- Associated Press - Thursday, March 31, 2016

AUGUSTA, Maine (AP) - A Maine bill that would allow an opioid-overdose antidote to be sold without a prescription is gaining support in the Legislature, but may not have enough votes to survive a veto by Gov. Paul LePage.

The Senate voted 25-8 and the House, 98-49, on Thursday to pass the bill. The measure is backed by police and health care providers. Additional votes in the Legislature will be needed to send the bill to the Republican governor, who has opposed past attempts to increase access to naloxone.
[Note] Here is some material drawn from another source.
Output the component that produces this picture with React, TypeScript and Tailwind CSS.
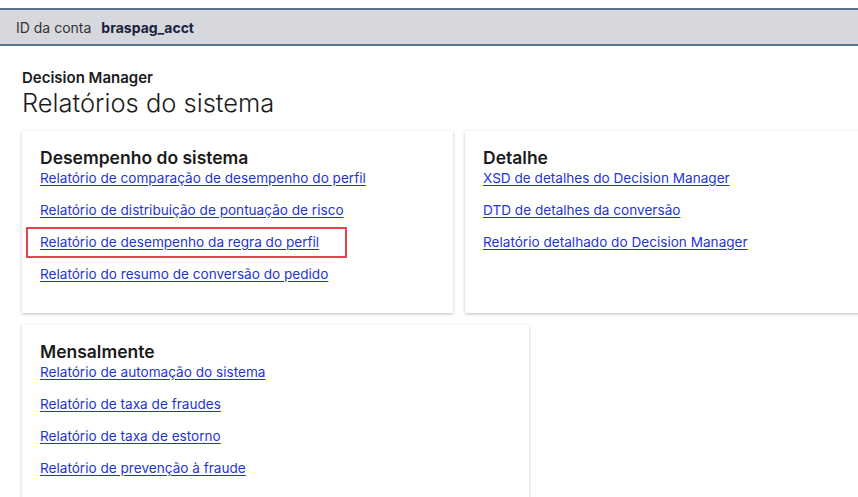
const perf = [
  "Relatório de comparação de desempenho do perfil",
  "Relatório de distribuição de pontuação de risco",
  "Relatório de desempenho da regra do perfil",
  "Relatório do resumo de conversão do pedido",
];

const detail = [
  "XSD de detalhes do Decision Manager",
  "DTD de detalhes da conversão",
  "Relatório detalhado do Decision Manager",
];

const monthly = [
  "Relatório de automação do sistema",
  "Relatório de taxa de fraudes",
  "Relatório de taxa de estorno",
  "Relatório de prevenção à fraude",
];

const Card = ({
  title,
  links,
  highlight,
  className,
}: {
  title: string;
  links: string[];
  highlight?: number;
  className: string;
}) => (
  <div className={`shrink-0 bg-white px-[18px] pt-[16px] shadow-[0_1px_3px_rgba(0,0,0,0.25)] ${className}`}>
    <h2 className="text-[17.5px] font-semibold leading-[22px] text-[#1b1b1b]">{title}</h2>
    <ul className="flex flex-col gap-[14px]">
      {links.map((l, i) => (
        <li key={l} className="relative text-[13.6px] leading-[18px]">
          <a href="#" className="text-[#1f35d2] underline underline-offset-2">
            {l}
          </a>
          {highlight === i && (
            <span className="absolute -left-[14px] -top-[6px] h-[31px] w-[321px] border-2 border-[#e2464c]" />
          )}
        </li>
      ))}
    </ul>
  </div>
);

export default function App() {
  return (
    <div className="h-[497px] w-[858px] overflow-hidden bg-white font-['Inter',sans-serif]">
      <div className="mt-2 flex h-[38px] items-center gap-[10px] border-y-2 border-[#5b7089] bg-[#d6d8dd] px-4 text-[14px]">
        <span className="text-[#333]">ID da conta</span>
        <span className="font-bold text-[#1c2340]">braspag_acct</span>
      </div>

      <div className="px-[22px] pt-[23px]">
        <div className="text-[15px] font-semibold leading-[18px] text-[#1b1b1b]">Decision Manager</div>
        <h1 className="text-[25.5px] font-light leading-[31px] text-[#1b1b1b]">Relatórios do sistema</h1>

        <div className="mt-[13px] flex gap-3">
          <Card title="Desempenho do sistema" links={perf} highlight={2} className="h-[182px] w-[431px]" />
          <Card title="Detalhe" links={detail} className="h-[182px] w-[420px]" />
        </div>
        <div className="mt-3">
          <Card title="Mensalmente" links={monthly} className="h-[200px] w-[507px]" />
        </div>
      </div>
    </div>
  );
}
Also known by its trade name, Narcan, the antidote reverses the effects of heroin, Oxycodone and other powerful pain killers. It is not addictive and does not produce euphoria, and has become standard equipment for rescue squads around the state as Maine faces a drug epidemic.

Major drugstore chains like CVS, Walgreens and Rite Aid all plan to sell naloxone without a prescription in several states this year. The retail giant Target also will start selling it.

The bill requires pharmacists to receive training on naloxone and to provide information to customers on administering the drug as well as the availability of drug treatment.



Supporters say easing access to the drug would save lives in Maine, which saw a record 272 drug overdose deaths in 2015. But opponents say it would enable drug users to take greater risks.

“To do this, to make this available over the counter is telling people you have that right to experiment,” said Sen. David Burns, R-Whiting and a former Maine state trooper.

Sen. Cathy Breen, D-Falmouth, countered that drug addiction is a disease, like asthma. Giving naloxone to a person who has overdosed is like giving life-saving medicine to someone who’s had an asthma attack, she said.

“This bill is very simply about savings the lives of people who suffer from the illness of addiction so they can live another day and get treatment,” she said.

Sen. Anne Haskell, a Portland Democrat, said reviving a drug user gives them a second chance.

“You can’t treat someone who is not alive,” she said.

Additional votes in the House and Senate would be needed to send the bill to LePage, who has opposed past attempts to increase access to naloxone.